No início de 2019, logo que assumiu seu atual mandato na presidência da Câmara dos Deputados, coincidindo com o início do governo de Jair Bolsonaro, Rodrigo Maia (DEM-RJ) deixou claro que os temas ligados a comportamento e costumes não seriam sua prioridade enquanto a pauta da recuperação econômica e das reformas não estivesse concluída. Na prática, tal decisão acabava calando todos os que se guiaram por questões morais ao votar em Bolsonaro e em parlamentares com ele alinhados. Recentemente, no entanto, Maia se encarregou de descumprir a própria promessa, quando articulou para que se votasse rapidamente o PL 399/2015, que, sob o pretexto de facilitar o acesso a medicamentos derivados do canabidiol, permitiria o plantio de maconha no Brasil e abriria brechas para seu uso recreativo sob o disfarce de receita médica. Só a forte resistência da sociedade e de outros deputados impediu que a tramitação seguisse em frente.
A ação de Maia foi além de uma simples quebra do que havia prometido em 2019; não apenas quis botar em votação um tema comportamental, como ainda tentou promover um projeto de lei que ia na direção diametralmente oposta daquilo que desejavam os brasileiros que levaram ao poder a plataforma de costumes apoiada por Bolsonaro. Fica, então, a pergunta: haveria espaço para essa plataforma voltar a andar no Congresso Nacional? O líder do governo na Câmara, Ricardo Barros (PP-PR), acredita que sim e disse estar articulando para destravar três temas: a educação domiciliar, ou homeschooling, regras para o porte de armas e legislação de trânsito. Por enquanto, segundo o deputado, não há nada certo, muito menos uma data para que projetos de lei sejam apreciados; afinal, o dono da pauta ainda é Rodrigo Maia.
Destravar bons projetos de lei no campo dos costumes ainda em 2020 seria excelente, mas, nestas circunstâncias excepcionais, os avanços podem esperar um pouco mais, desde que não haja retrocessos
Que pautas de comportamento podem caminhar ao lado de reformas macroeconômicas foi demonstrado pelo próprio Maia quando tentou fazer andar o PL 399 em meio não apenas à reforma tributária, mas a todas as questões ligadas à pandemia de Covid-19 e as medidas necessárias para a recuperação econômica após o tombo causado pelo coronavírus. Até haveria, portanto, possibilidade de que uma articulação bem feita conseguisse destravar bons projetos de lei ainda em 2020, o que seria excelente para o país. Mas podemos também conceder que a economia, agora, exige uma atenção até maior que antes do surgimento da pandemia, e que os temas de costumes fiquem para um momento seguinte. Desde que não haja retrocessos, como haveria com o PL 399, os avanços podem esperar um pouco mais.

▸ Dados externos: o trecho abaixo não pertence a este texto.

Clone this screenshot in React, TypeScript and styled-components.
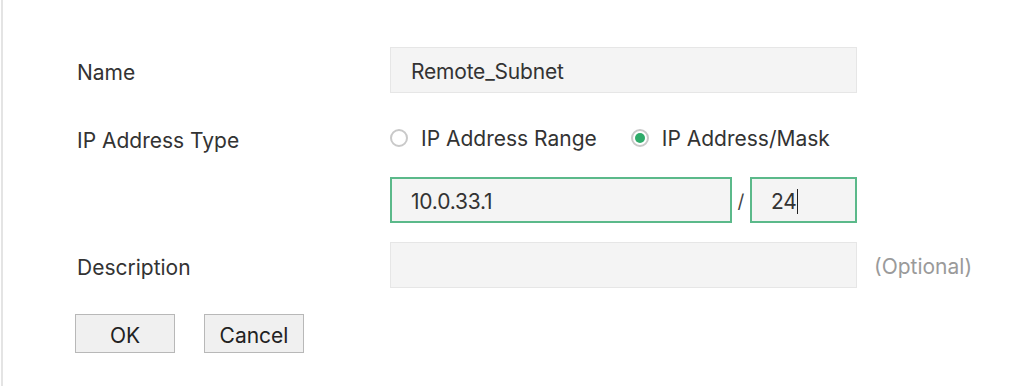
import React from "react";
import styled, { createGlobalStyle } from "styled-components";

const Global = createGlobalStyle`
  html, body { margin: 0; padding: 0; background: #ffffff; }
  body { font-family: Inter, "Noto Sans", sans-serif; color: #333333; }
`;

const Page = styled.div`
  width: 1033px;
  height: 386px;
  box-sizing: border-box;
  border-left: 2px solid #e4e4e4;
  margin-left: 1px;
  padding: 47px 0 0 74px;
`;

const Form = styled.div`
  display: grid;
  grid-template-columns: 313px auto;
  align-items: center;
`;

const Label = styled.div<{ $top?: number }>`
  font-size: 21px;
  color: #333333;
  margin-top: ${(p) => p.$top ?? 0}px;
  padding-top: 4px;
  align-self: center;
`;

const Field = styled.div<{ $top?: number }>`
  display: flex;
  align-items: center;
  margin-top: ${(p) => p.$top ?? 0}px;
`;

const Input = styled.div<{ $w: number; $focus?: boolean }>`
  box-sizing: border-box;
  width: ${(p) => p.$w}px;
  height: 46px;
  background: #f4f4f4;
  border: 1px solid ${(p) => (p.$focus ? "#5bb98a" : "#e6e6e6")};
  border-width: ${(p) => (p.$focus ? "2px" : "1px")};
  display: flex;
  align-items: center;
  padding: 3px 0 0 ${(p) => (p.$focus ? 19 : 20)}px;
  font-size: 21px;
  color: #333333;
  letter-spacing: -0.2px;
`;

const Caret = styled.span`
  display: inline-block;
  width: 1px;
  height: 25px;
  background: #222;
`;

const Slash = styled.span`
  width: 18px;
  text-align: center;
  font-size: 19px;
  padding-top: 3px;
  color: #444;
`;

const Optional = styled.span`
  margin-left: 17px;
  padding-top: 3px;
  font-size: 21px;
  color: #9a9a9a;
`;

const RadioGroup = styled.div`
  display: flex;
  align-items: center;
  height: 44px;
`;

const RadioItem = styled.label<{ $gap: number }>`
  display: flex;
  align-items: center;
  margin-right: ${(p) => p.$gap}px;
  font-size: 21px;
  color: #333;
`;

const RadioCircle = styled.span<{ $on?: boolean }>`
  box-sizing: border-box;
  width: 18px;
  height: 18px;
  border-radius: 50%;
  border: 2px solid #c9c9c9;
  background: #fff;
  margin-right: 13px;
  display: flex;
  align-items: center;
  justify-content: center;
  &::after {
    content: "";
    width: 10px;
    height: 10px;
    border-radius: 50%;
    background: ${(p) => (p.$on ? "#2fab6a" : "transparent")};
  }
`;

const Buttons = styled.div`
  display: flex;
  gap: 29px;
  margin-top: 26px;
  margin-left: -2px;
`;

const Button = styled.button`
  box-sizing: border-box;
  width: 100px;
  height: 39px;
  background: #f0f0f0;
  border: 1px solid #b8b8b8;
  font-family: Inter, "Noto Sans", sans-serif;
  font-size: 21px;
  color: #222;
  padding: 4px 0 0;
  cursor: pointer;
`;

export default function App() {
  return (
    <>
      <Global />
      <Page>
        <Form>
          <Label>Name</Label>
          <Field>
            <Input $w={467}>Remote_Subnet</Input>
          </Field>

          <Label $top={23}>IP Address Type</Label>
          <Field $top={23}>
            <RadioGroup>
              <RadioItem $gap={34}>
                <RadioCircle />
                IP Address Range
              </RadioItem>
              <RadioItem $gap={0}>
                <RadioCircle $on />
                IP Address/Mask
              </RadioItem>
            </RadioGroup>
          </Field>

          <div />
          <Field $top={17}>
            <Input $w={342} $focus>10.0.33.1</Input>
            <Slash>/</Slash>
            <Input $w={107} $focus>
              24
              <Caret />
            </Input>
          </Field>

          <Label $top={19}>Description</Label>
          <Field $top={19}>
            <Input $w={467} />
            <Optional>(Optional)</Optional>
          </Field>
        </Form>
        <Buttons>
          <Button>OK</Button>
          <Button>Cancel</Button>
        </Buttons>
      </Page>
    </>
  );
}
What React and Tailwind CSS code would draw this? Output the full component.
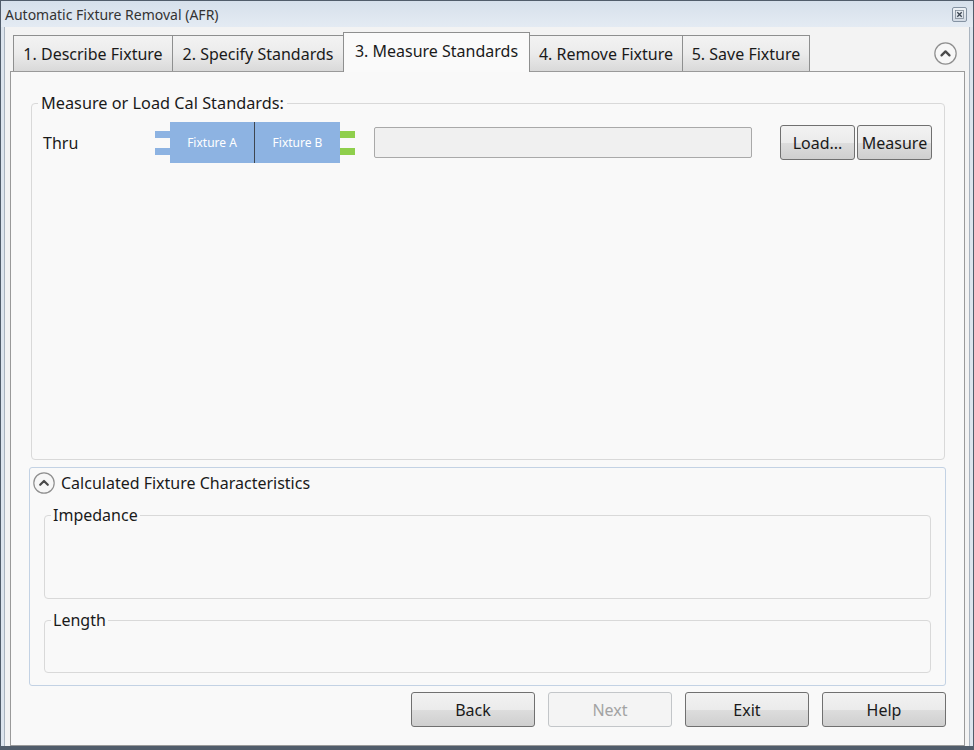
import React from "react";

const font = "font-['Noto_Sans','Open_Sans',sans-serif]";

function Chevron({ size = 22 }) {
  return (
    <svg width={size} height={size} viewBox="0 0 22 22">
      <circle cx="11" cy="11" r="10.2" fill="#f7f7f7" stroke="#8f8f8f" strokeWidth="1.2" />
      <path d="M7.2 12.8 L11 9 L14.8 12.8" fill="none" stroke="#4a4a4a" strokeWidth="2.2" strokeLinecap="round" strokeLinejoin="round" />
    </svg>
  );
}

function Tab({ label, active, w }) {
  if (active) {
    return (
      <div className={`${w} h-[40px] -mb-[1px] -ml-[1px] relative z-10 border border-b-0 border-[#8e8f8f] bg-[#fafafa] flex items-start justify-center pt-[7px] text-[16px] leading-[22px] text-[#1a1a1a]`}>
        {label}
      </div>
    );
  }
  return (
    <div className={`${w} h-[36px] -ml-[1px] first:ml-0 border border-b-0 border-[#8e8f8f] bg-gradient-to-b from-[#f3f3f3] via-[#ebebeb] to-[#d9d9d9] flex items-center justify-center text-[16px] leading-[22px] text-[#1a1a1a]`}>
      {label}
    </div>
  );
}

function Btn({ children, className = "", disabled }) {
  if (disabled) {
    return (
      <div className={`flex items-center justify-center rounded-[3px] border border-[#c3c6c9] bg-[#f4f4f4] text-[#a3a3a3] text-[16px] ${className}`}>
        {children}
      </div>
    );
  }
  return (
    <div className={`flex items-center justify-center rounded-[3px] border border-[#707070] bg-[linear-gradient(to_bottom,#f2f2f2_0%,#ebebeb_50%,#dddddd_51%,#cfcfcf_100%)] text-[#1a1a1a] text-[16px] ${className}`}>
      {children}
    </div>
  );
}

export default function App() {
  return (
    <div className={`${font} w-[974px] h-[750px] bg-[#515d6b] pt-[1px] px-[1px] pb-[4px] flex flex-col`}>
      <div className="flex-1 flex flex-col bg-[#dde5ee] px-[3px]">
        {/* Title bar */}
        <div className="h-[26px] -mx-[3px] px-[4px] flex items-center justify-between bg-gradient-to-b from-[#d6e0eb] to-[#e4ebf3]">
          <span className="text-[14px] text-[#333] leading-none pt-[1px]">Automatic Fixture Removal (AFR)</span>
          <div className="w-[15px] h-[15px] mr-[2px] mt-[1px] rounded-[2px] border border-[#8593a3] bg-gradient-to-b from-[#eef2f6] to-[#d3dbe5] flex items-center justify-center">
            <svg width="9" height="9" viewBox="0 0 9 9">
              <rect x="0.5" y="0.5" width="8" height="8" fill="none" stroke="#7f8a96" strokeWidth="0.8" />
              <path d="M2.3 2.3 L6.7 6.7 M6.7 2.3 L2.3 6.7" stroke="#3c4652" strokeWidth="1.3" />
            </svg>
          </div>
        </div>
        {/* Client */}
        <div className="flex-1 flex flex-col bg-[#f3f3f3] border-x border-[#aab4bf] pl-[5px] pr-[4px] pt-[5px]">
          {/* Tabs row */}
          <div className="h-[39px] flex items-end pl-[3px] relative">
            <Tab w="w-[160px]" label="1. Describe Fixture" />
            <Tab w="w-[172px]" label="2. Specify Standards" />
            <Tab w="w-[187px]" label="3. Measure Standards" active />
            <Tab w="w-[154px]" label="4. Remove Fixture" />
            <Tab w="w-[128px]" label="5. Save Fixture" />
            <div className="flex-1" />
            <div className="self-start mt-[10px] mr-[8px]">
              <Chevron size={23} />
            </div>
          </div>
          {/* Panel */}
          <div className="flex-1 border border-[#9a9a9a] bg-[#f9f9f9] flex flex-col">
            {/* Group 1 */}
            <fieldset className="mt-[21px] ml-[20px] mr-[19px] h-[367px] border border-[#d9d9d9] rounded-[4px] px-0">
              <legend className="ml-[6px] px-[3px] text-[16.3px] leading-[20px] text-[#1a1a1a]">Measure or Load Cal Standards:</legend>
              <div className="mt-[9px] h-[41px] flex items-center">
                <div className="w-[112px] ml-[11px] text-[16px] text-[#1a1a1a]">Thru</div>
                {/* Fixture diagram */}
                <div className="flex items-center">
                  <div className="flex flex-col gap-[10px]">
                    <div className="w-[15px] h-[7px] bg-[#8db3e2]" />
                    <div className="w-[15px] h-[7px] bg-[#8db3e2]" />
                  </div>
                  <div className="h-[41px] flex bg-[#8db3e2] text-white text-[12px]">
                    <div className="w-[85px] flex items-center justify-center border-r border-[#3e4650]">Fixture A</div>
                    <div className="w-[85px] flex items-center justify-center">Fixture B</div>
                  </div>
                  <div className="flex flex-col gap-[10px]">
                    <div className="w-[15px] h-[7px] bg-[#8fcf4c]" />
                    <div className="w-[15px] h-[7px] bg-[#8fcf4c]" />
                  </div>
                </div>
                <div className="ml-[19px] w-[378px] h-[31px] rounded-[2px] border border-[#a9a9a9] bg-[#f0f0f0]" />
                <Btn className="ml-[28px] w-[75px] h-[35px]">Load...</Btn>
                <Btn className="ml-[2px] w-[75px] h-[35px]">Measure</Btn>
              </div>
            </fieldset>
            {/* Group 2 */}
            <div className="mt-[7px] ml-[18px] mr-[18px] h-[219px] border border-[#c3d2e4] rounded-[3px] flex flex-col px-[14px] pb-[12px]">
              <div className="mt-[4px] -ml-[11px] h-[22px] flex items-center gap-[6px]">
                <Chevron size={22} />
                <span className="text-[16px] text-[#1a1a1a]">Calculated Fixture Characteristics</span>
              </div>
              <fieldset className="mt-[11px] h-[94px] border border-[#d9d9d9] rounded-[4px]">
                <legend className="ml-[6px] px-[2px] text-[16px] leading-[20px] text-[#1a1a1a]">Impedance</legend>
              </fieldset>
              <fieldset className="mt-[11px] h-[63px] border border-[#d9d9d9] rounded-[4px]">
                <legend className="ml-[6px] px-[2px] text-[16px] leading-[20px] text-[#1a1a1a]">Length</legend>
              </fieldset>
            </div>
            {/* Buttons */}
            <div className="mt-[6px] mr-[18px] flex justify-end gap-[13px]">
              <Btn className="w-[124px] h-[35px]">Back</Btn>
              <Btn className="w-[124px] h-[35px]" disabled>Next</Btn>
              <Btn className="w-[124px] h-[35px]">Exit</Btn>
              <Btn className="w-[124px] h-[35px]">Help</Btn>
            </div>
          </div>
        </div>
      </div>
    </div>
  );
}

De qualquer forma, este é um assunto que não pode estar de fora das articulações para a escolha do sucessor de Rodrigo Maia. Não se pode anular completamente essa dimensão da atividade parlamentar, como se fosse algo sem a menor importância. E não só porque esse foi um tema que teve importância decisiva na eleição de Bolsonaro, mas porque se trata uma pauta verdadeiramente progressista: não a intromissão indevida do Estado na vida das pessoas, mas a defesa da vida e da família, a proteção da dignidade humana e de direitos fundamentais do cidadão. São exemplos práticos disso tanto a regulamentação do homeschooling citada por Barros quanto o Estatuto do Nascituro e projetos de criminalização da homofobia que respeitem as liberdades religiosa e de expressão e a objeção de consciência.
O poder que os presidentes da Câmara e do Senado têm sobre a pauta torna imprescindível que eles permitam uma discussão ampla no parlamento sobre todos os tipos de temas. Quando, pela vontade de um único político, trava-se todo um conjunto de assuntos, a ação parlamentar fica manca. Não é necessário, embora certamente seja benéfico, que os detentores desses cargos compartilhem das convicções das dezenas de milhões de brasileiros a respeito da pauta comportamental, mas é preciso que eles não a bloqueiem para não calar a voz dessa parcela significativa da população.